Bloomberg reports that Google is currently in talks with a number of private equity firms and may fund a potential takeover, which could see a bidding war with Microsoft who has also expressed an interest in the struggling media agency.
Due to potential problems with regulations, Google, who already has a significant 65 per cent share in this particular sector, is not likely to bid directly for Yahoo!, who currently own a 14.7 per cent share in the market.
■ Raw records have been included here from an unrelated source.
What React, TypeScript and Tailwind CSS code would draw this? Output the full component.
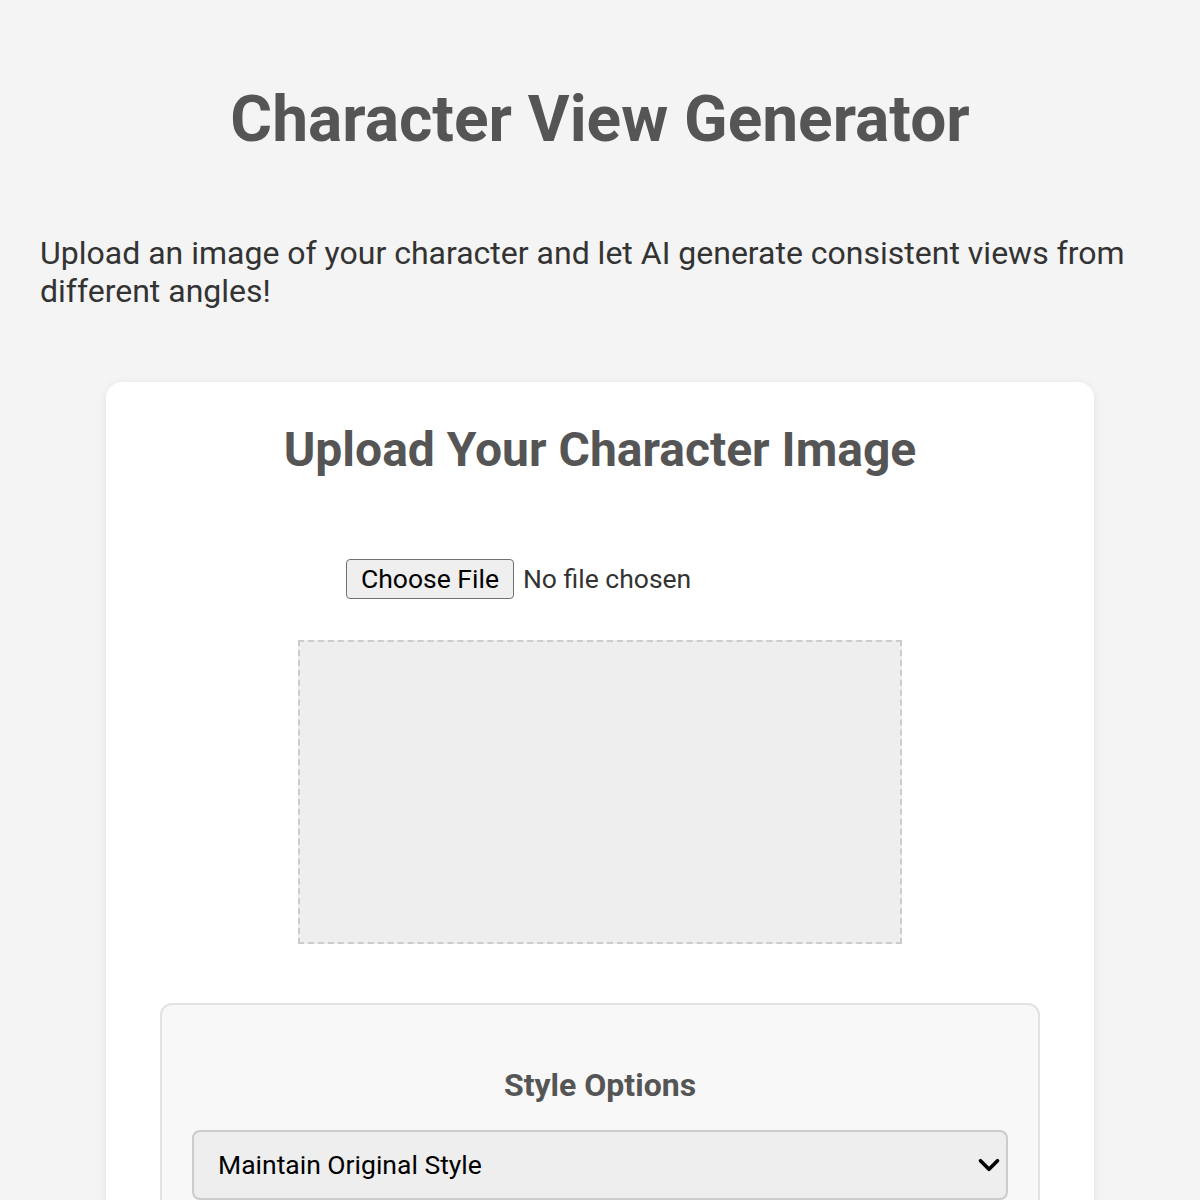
import { ChevronDown } from "lucide-react";

export default function App() {
  return (
    <div className="min-h-screen bg-[#f4f4f4] px-10 pb-10 font-['Roboto',sans-serif] text-[#333]">
      <h1 className="pt-[78px] text-center text-[64px] font-bold leading-[84px] text-[#555]">
        Character View Generator
      </h1>
      <p className="mt-[72px] text-[32px] leading-[38px] text-[#333]">
        Upload an image of your character and let AI generate consistent views from different angles!
      </p>

      <div className="mx-auto mt-[72px] w-[988px] rounded-2xl bg-white px-[54px] pt-[36px] pb-10 shadow-[0_2px_10px_rgba(0,0,0,0.08)]">
        <h2 className="text-center text-[48px] font-bold leading-[64px] text-[#555]">
          Upload Your Character Image
        </h2>

        <div className="mx-auto mt-[77px] flex w-[508px] items-center gap-[9px]">
          <button className="h-10 rounded border border-[#707070] bg-[#efefef] px-[14px] text-[26.5px] leading-none text-black">
            Choose File
          </button>
          <span className="text-[26.5px] text-[#333]">No file chosen</span>
        </div>

        <div className="mx-auto mt-[41px] h-[304px] w-[604px] border-2 border-dashed border-[#ccc] bg-[#eee]" />

        <div className="mt-[59px] rounded-xl border-2 border-[#e2e2e2] bg-[#f8f8f8] px-[30px] pt-[60px] pb-8">
          <h3 className="text-center text-[32px] font-bold leading-10 text-[#555]">Style Options</h3>
          <div className="mt-[25px] flex h-[70px] items-center justify-between rounded-lg border-2 border-[#ccc] bg-[#eee] pr-0 pl-[24px]">
            <span className="text-[26.5px] text-black">Maintain Original Style</span>
            <ChevronDown size={34} strokeWidth={2.6} className="text-black" />
          </div>
        </div>
      </div>
    </div>
  );
}
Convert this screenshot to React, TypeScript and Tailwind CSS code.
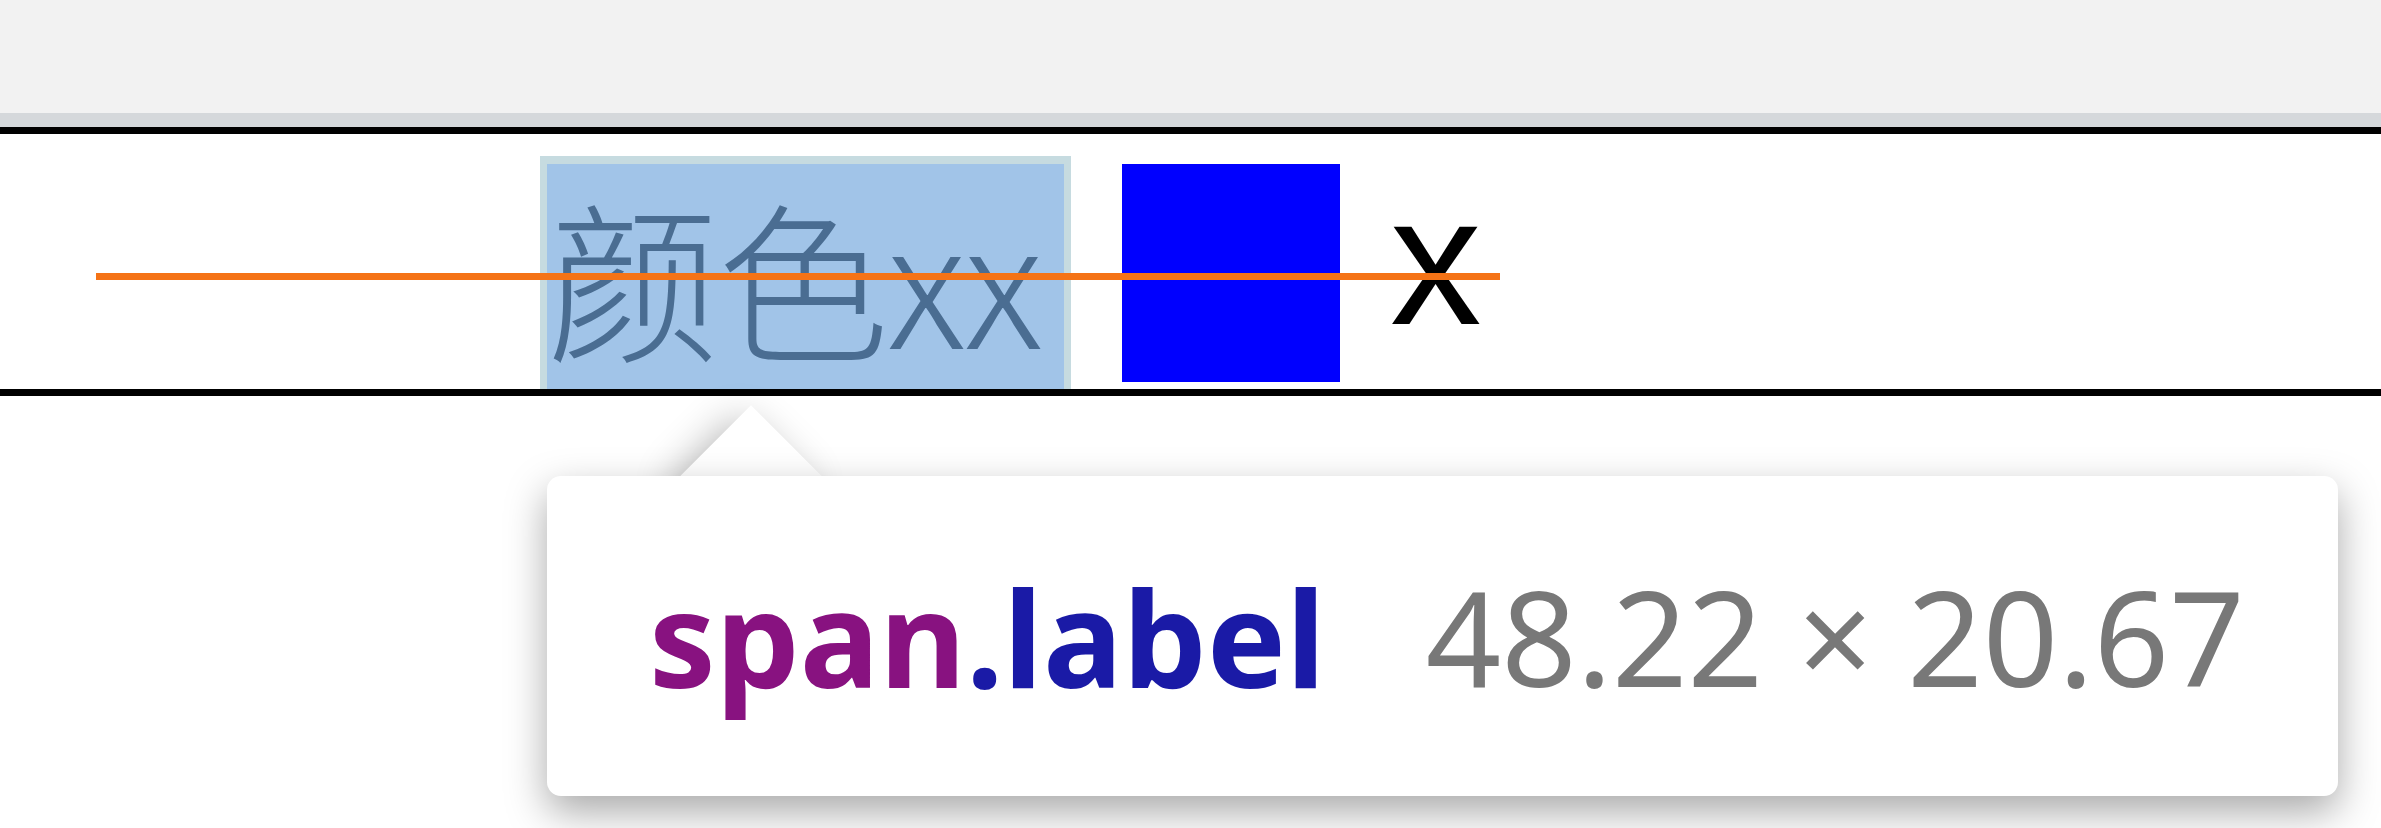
import React from 'react';

const cjk = { fontFamily: '"Noto Sans CJK SC", "Noto Sans", sans-serif' };

const App: React.FC = () => {
  return (
    <div className="relative w-[2381px] h-[828px] overflow-hidden bg-white" style={cjk}>
      {/* Toolbar strip */}
      <div className="h-[113px] bg-[#f2f2f2]" />
      <div className="h-[14px] bg-[#d5d8db]" />

      {/* Inspected row */}
      <div className="h-[269px] border-y-[7px] border-black bg-white pl-[540px] pt-[22px] flex items-start">
        {/* Highlighted label (padding + content) */}
        <div className="h-[233px] bg-[#c6dbe0] pt-[8px] px-[7px] flex">
          <div className="w-[517px] h-[225px] bg-[#a1c4e8]">
            <span className="block mt-[24px] text-[172px] leading-none tracking-[-2px] font-light text-[#4a6d92] whitespace-nowrap">
              颜色xx
            </span>
          </div>
        </div>

        {/* Colour swatch */}
        <div className="ml-[51px] mt-[8px] w-[218px] h-[218px] bg-[#0000ff]" />

        {/* Close mark */}
        <span
          className="ml-[50px] mt-[13px] text-[183px] leading-none text-black"
          style={{ fontFamily: '"Liberation Sans", Arial, sans-serif' }}
        >
          x
        </span>
      </div>

      {/* Baseline guide */}
      <div className="absolute left-[96px] top-[273px] w-[1404px] h-[7px] bg-[#f57316]" />

      {/* Element tooltip */}
      <div className="relative ml-[547px] mt-[80px] w-[1791px] h-[320px]">
        <div className="absolute left-[154px] top-[-50px] w-[100px] h-[100px] rotate-45 bg-white shadow-[0_16px_40px_rgba(0,0,0,0.32)]" />
        <div
          className="relative h-full rounded-[14px] bg-white shadow-[0_16px_40px_rgba(0,0,0,0.34)] flex items-center pl-[102px] whitespace-nowrap"
          style={{ fontFamily: '"Noto Sans", sans-serif' }}
        >
          <span className="text-[133px] font-bold leading-none">
            <span className="text-[#881280]">span</span>
            <span className="text-[#1a1aa6]">.label</span>
          </span>
          <span className="ml-[100px] text-[132px] leading-none text-[#787878]">48.22 × 20.67</span>
        </div>
      </div>
    </div>
  );
};

export default App;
However, a shadow bid would allow Google to gain even further ground over Microsoft, who has already formed an alliance with Yahoo! with its Bing search engine.
Despite a downturn in Yahoo’s fortunes over the past few years, which culminated with the sacking of CEO Carol Bartz in September, the company is still valued at $20bn and pulls in monthly audience figures of almost 700 million unique visitors.
Neither Microsoft nor Google, it seems, are interested in running Yahoo! directly, but by providing the financial backing both companies would be able to push forward with plans to further roll-out their communication and social-networking services, Skype and Google+.
Google is currently under review by the US Federal Trade Commission about its business practices and to ascertain whether it's a monopoly. Greg Sterling from Opus Research in San Francisco told Bloomberg: "If competition dissipates or diminishes, then the hand of regulators is strengthened. If competition is diminished or marginalised, then all the arguments about Google being a monopoly ring more true."
Google and Microsoft have both declined to comment on the Yahoo! bid.